It is no secret that the source of most problems in a technology-centric contract is the specification.
(1) If the specification is vague, or mistakenly relies on the propensity of the reader to fill the gaps with the same assumptions as the writer, then each party will have a different understanding of what is to be delivered. This leads to two potential problems:
(a) The supplier delivers something different to what the purchaser actually requires; or
(b) The purchaser can continually use the ambiguity in the specification to deny payment or insist on endless rework.
Ultimately, each party will rely on its own interpretation and assert that the other party has breached the contract.

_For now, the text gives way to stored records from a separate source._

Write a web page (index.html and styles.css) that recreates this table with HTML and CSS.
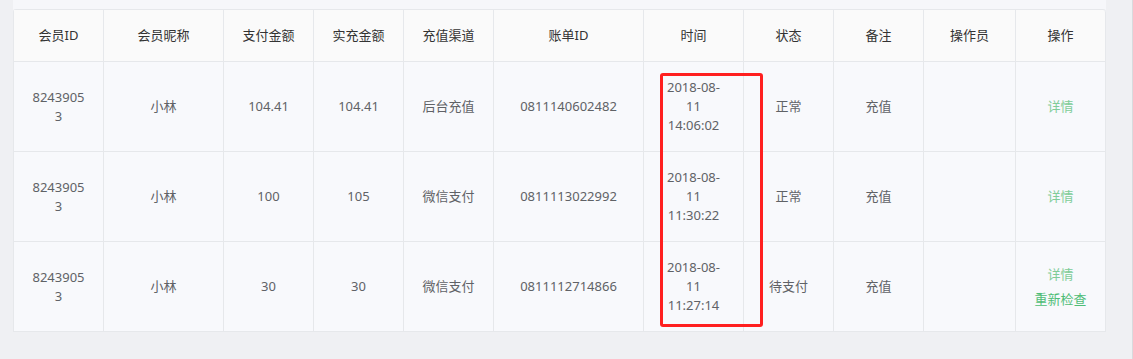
FILE: index.html
```html
<!DOCTYPE html>
<html lang="zh-CN">
<head>
<meta charset="utf-8">
<link rel="stylesheet" href="styles.css">
</head>
<body>
<div class="page">
  <div class="panel">
    <table class="grid">
      <colgroup>
        <col class="c90"><col class="c120"><col class="c90"><col class="c90"><col class="c90"><col class="c150"><col class="c100"><col class="c90"><col class="c90"><col class="c92"><col class="c90">
      </colgroup>
      <thead>
        <tr>
          <th>会员ID</th><th>会员昵称</th><th>支付金额</th><th>实充金额</th><th>充值渠道</th><th>账单ID</th><th>时间</th><th>状态</th><th>备注</th><th>操作员</th><th>操作</th>
        </tr>
      </thead>
      <tbody>
        <tr>
          <td class="id">82439053</td><td>小林</td><td>104.41</td><td>104.41</td><td>后台充值</td><td>0811140602482</td><td>2018-08-11 14:06:02</td><td>正常</td><td>充值</td><td></td><td><span class="link">详情</span></td>
        </tr>
        <tr>
          <td class="id">82439053</td><td>小林</td><td>100</td><td>105</td><td>微信支付</td><td>0811113022992</td><td>2018-08-11 11:30:22</td><td>正常</td><td>充值</td><td></td><td><span class="link">详情</span></td>
        </tr>
        <tr>
          <td class="id">82439053</td><td>小林</td><td>30</td><td>30</td><td>微信支付</td><td>0811112714866</td><td>2018-08-11 11:27:14</td><td>待支付</td><td>充值</td><td></td><td><div class="actions"><span class="link">详情</span><span class="link strong">重新检查</span></div></td>
        </tr>
      </tbody>
    </table>
    <div class="mark"></div>
  </div>
</div>
</body>
</html>
```

FILE: styles.css
```css
html, body {
  margin: 0;
  padding: 0;
}
body {
  background: #eff0f3;
  font-family: "Noto Sans", "Noto Sans CJK SC", sans-serif;
  font-size: 13px;
  width: 1133px;
  height: 359px;
  overflow: hidden;
}
.page {
  padding-left: 13px;
  width: 1119px;
  height: 359px;
  border-right: 1px solid #d9dadd;
}
.panel {
  position: relative;
  width: 1093px;
  padding-top: 9px;
  background: #f6f7fa;
}
.grid {
  width: 1093px;
  table-layout: fixed;
  border-collapse: separate;
  border-spacing: 0;
  border-top: 1px solid #e6e8eb;
  border-left: 1px solid #e6e8eb;
  border-radius: 3px 3px 0 0;
  background: #f8f9fc;
}
.c90 { width: 90px; }
.c92 { width: 92px; }
.c100 { width: 100px; }
.c120 { width: 120px; }
.c150 { width: 150px; }
.grid th,
.grid td {
  border-right: 1px solid #e6e8eb;
  border-bottom: 1px solid #e6e8eb;
  text-align: center;
  padding: 0 16px;
  line-height: 19px;
}
.grid th {
  height: 51px;
  background: #fafafa;
  color: #333;
  font-weight: normal;
}
.grid th:last-child { border-top-right-radius: 3px; }
.grid td {
  height: 89px;
  color: #606266;
}
.grid td.id {
  word-break: break-all;
}
.link {
  color: #80cc98;
}
.link.strong {
  color: #4fbd76;
}
.actions {
  display: flex;
  flex-direction: column;
  align-items: center;
  gap: 6px;
}
.mark {
  position: absolute;
  left: 647px;
  top: 73px;
  width: 97px;
  height: 248px;
  border: 3px solid #ff1f1f;
  border-radius: 3px;
}
```
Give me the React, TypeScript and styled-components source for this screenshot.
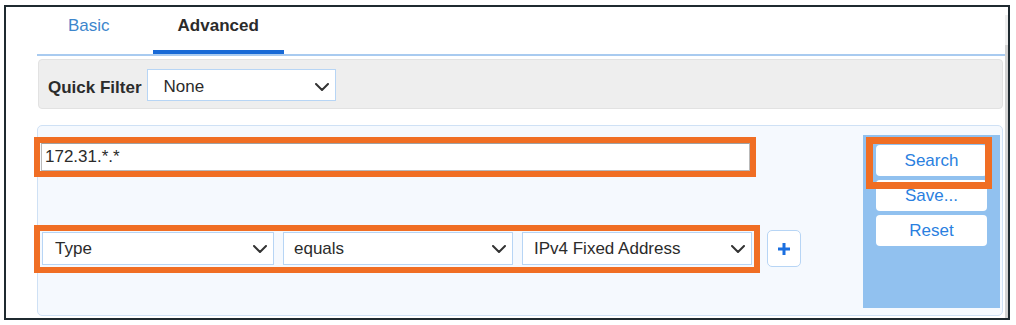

(2) If the specification turns out to be unworkable, there will need to be appropriate contractual mechanisms and an effective working relationship to resolve this. Without this:
(a) The purchaser will assert that the supplier is trying to deliver less than what was agreed to, or repudiating the contract; and
(b) The supplier will be burdened with the cost of rework or even abandoning the project.
The end result (if delivered) will likely struggle to fulfil the purchaser’s purposes for the project. Again, this difference in what each side had in mind when entering the contract provides fuel for disputes.
It is little wonder that most disputes come back to the specification, as it provides the baseline on which the major parts of a technology-centric contract rely:
(a) Payment terms rely on acceptance that certain features of the specification have been met;
(b) Warranty terms rely on answering whether the deliverables have failed to perform according to the specification;
(c) Maintenance and service level agreements rely maintaining or returning the deliverables to the requirements of the specification;
(d) Liquidated damages clauses will rely on determined whether certain aspects of the specification have been met by a certain date;
(e) Variation clauses rely on determining the extent to which a change request is a deviation from the agreed scope of work;
(f) Common law rights of termination and damages rely on discerning the disparity between what was delivered and what was required;
(g) The pricing of the contract relies on the interpretation of what is required to satisfy the specifications;
And ultimately, a failure to translate purchaser expectations into a specification, which, if delivered will satisfy them, risks the agreement ending in disputes and project failure.
The trouble with specifications is that they exist at the intersection of three project vulnerabilities:
(1) Specifications are often drafted by engineers, or other technical professionals. These professionals are accustomed to communicating using the jargon and terminology of their respective fields and not for the broader audience that a contract specification must communicate to. They risk drafting the specification in a manner that is riddled with numerous assumptions because in their mind those assumptions ‘go without saying’.
Unfortunately, any audience outside that area will apply their own assumptions to fill those gaps and arrive at a different interpretation of what is required. Furthermore, a non-technical audience (e.g. lawyers, managers and business people etc) will often be unable to traverse those assumption-gaps in the specification and struggle to read the document at all.
(2) The lawyers engaged by the parties to draft and negotiate the contract often lack the technical literacy to address shortcomings in the specification, don’t know the right questions to ask, and won’t want to concede that they don’t understand it. As a result they are likely to gloss over the specification and revert to risk-shifting clauses to pin the cost of eventual project issues on the other party. For those who desire to ‘leave the contract in the draw’ while administering the project, risk-shifting clauses provide little assistance.
(3) The more unique a project is the more difficult it is to predict all the issues that may arise. As the saying goes, ‘no plan survives first contact with the enemy’. The art in drafting specifications, is in providing adequate quality and performance goals, while allowing room to adapt to handle uncertainties as they occur during the life of the project.
For example, there may be known uncertainty at the outset about what exactly will be required, or whether certain performance levels can be guaranteed. Options to deal with this may include the use of a high level specification, with a more detailed specification to later be accepted or rejected against that high level specification once those unknown have been addressed; or the specification might provide room for the supplier to determine the best trade-off within specified tolerances.
The best way to keep a project on track is to avoid disputes from arising at all. The most fertile origin for disputes in a technology-centric contract is the specification. In the worst case, it will be a legally trained mind (i.e. a judge) that will finally determine the ‘proper’ meaning of the contract.
Therefore, the best means to de-risk a technology-centric contract is to engage professionals at the start who have the skills and expertise to critically analyse specifications from both a legal and technical standpoint. Engaging such expertise before signing the contract reduces the risk to all parties and ultimately, makes the project much more likely to succeed.